-------- DATA PROVIDED --------

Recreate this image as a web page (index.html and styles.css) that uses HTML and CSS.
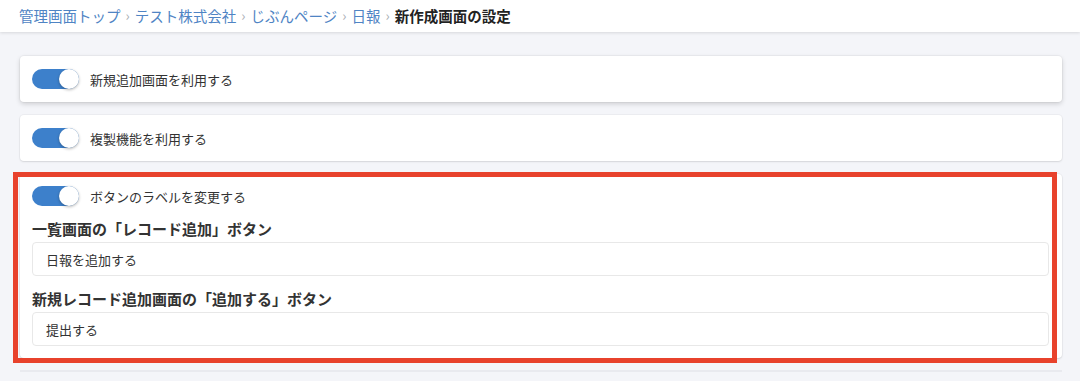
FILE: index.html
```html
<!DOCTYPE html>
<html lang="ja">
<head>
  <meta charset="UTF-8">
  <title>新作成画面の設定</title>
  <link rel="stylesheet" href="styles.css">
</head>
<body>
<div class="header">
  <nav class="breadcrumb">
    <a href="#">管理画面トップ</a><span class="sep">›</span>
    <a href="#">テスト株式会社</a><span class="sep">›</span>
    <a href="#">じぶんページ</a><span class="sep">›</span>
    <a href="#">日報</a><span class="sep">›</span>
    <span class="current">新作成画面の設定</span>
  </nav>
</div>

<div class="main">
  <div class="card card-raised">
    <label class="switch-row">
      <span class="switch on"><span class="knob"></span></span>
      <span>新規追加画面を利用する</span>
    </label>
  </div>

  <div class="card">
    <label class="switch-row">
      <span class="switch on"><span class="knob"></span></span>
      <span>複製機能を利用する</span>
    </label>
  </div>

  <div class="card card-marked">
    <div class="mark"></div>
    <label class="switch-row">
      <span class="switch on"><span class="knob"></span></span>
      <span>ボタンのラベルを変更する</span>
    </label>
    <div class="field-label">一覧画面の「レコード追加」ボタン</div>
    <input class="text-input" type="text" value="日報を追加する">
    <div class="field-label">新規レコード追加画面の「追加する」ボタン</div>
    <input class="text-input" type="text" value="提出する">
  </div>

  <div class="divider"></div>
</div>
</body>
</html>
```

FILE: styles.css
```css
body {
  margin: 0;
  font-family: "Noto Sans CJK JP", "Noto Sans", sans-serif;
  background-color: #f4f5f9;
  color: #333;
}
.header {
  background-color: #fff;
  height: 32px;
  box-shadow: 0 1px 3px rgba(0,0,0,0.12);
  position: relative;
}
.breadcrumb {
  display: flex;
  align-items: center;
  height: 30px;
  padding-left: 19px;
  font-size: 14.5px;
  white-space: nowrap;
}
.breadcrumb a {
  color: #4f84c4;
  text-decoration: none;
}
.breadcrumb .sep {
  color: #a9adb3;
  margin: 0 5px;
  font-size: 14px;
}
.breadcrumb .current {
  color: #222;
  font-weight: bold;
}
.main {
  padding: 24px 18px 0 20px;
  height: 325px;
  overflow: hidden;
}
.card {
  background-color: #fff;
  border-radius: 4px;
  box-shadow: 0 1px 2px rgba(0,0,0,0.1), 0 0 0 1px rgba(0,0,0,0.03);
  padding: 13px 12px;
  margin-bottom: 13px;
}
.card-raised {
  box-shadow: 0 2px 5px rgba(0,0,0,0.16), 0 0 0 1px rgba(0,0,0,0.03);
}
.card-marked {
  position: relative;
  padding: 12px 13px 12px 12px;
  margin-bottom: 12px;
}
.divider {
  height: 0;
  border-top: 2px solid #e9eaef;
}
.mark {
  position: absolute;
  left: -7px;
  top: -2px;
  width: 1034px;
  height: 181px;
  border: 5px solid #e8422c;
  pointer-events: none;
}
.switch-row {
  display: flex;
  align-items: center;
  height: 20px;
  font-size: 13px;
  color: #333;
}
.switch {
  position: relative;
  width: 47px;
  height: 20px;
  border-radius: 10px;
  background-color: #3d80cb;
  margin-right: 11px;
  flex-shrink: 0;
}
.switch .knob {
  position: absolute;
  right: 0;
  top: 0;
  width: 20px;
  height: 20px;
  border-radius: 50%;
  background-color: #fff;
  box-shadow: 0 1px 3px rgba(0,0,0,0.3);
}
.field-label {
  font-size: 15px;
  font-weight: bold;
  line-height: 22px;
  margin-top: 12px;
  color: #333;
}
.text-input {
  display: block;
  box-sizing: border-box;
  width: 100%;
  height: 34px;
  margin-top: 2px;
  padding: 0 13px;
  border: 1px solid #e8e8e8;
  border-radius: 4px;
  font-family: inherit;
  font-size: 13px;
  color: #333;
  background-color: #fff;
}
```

--------

**WHAT IS EXPECTED:**
Which lines in the listing above hold the word "index"? Show each of them.

**THE RESPONSE:**
Recreate this image as a web page (index.html and styles.css) that uses HTML and CSS.
FILE: index.html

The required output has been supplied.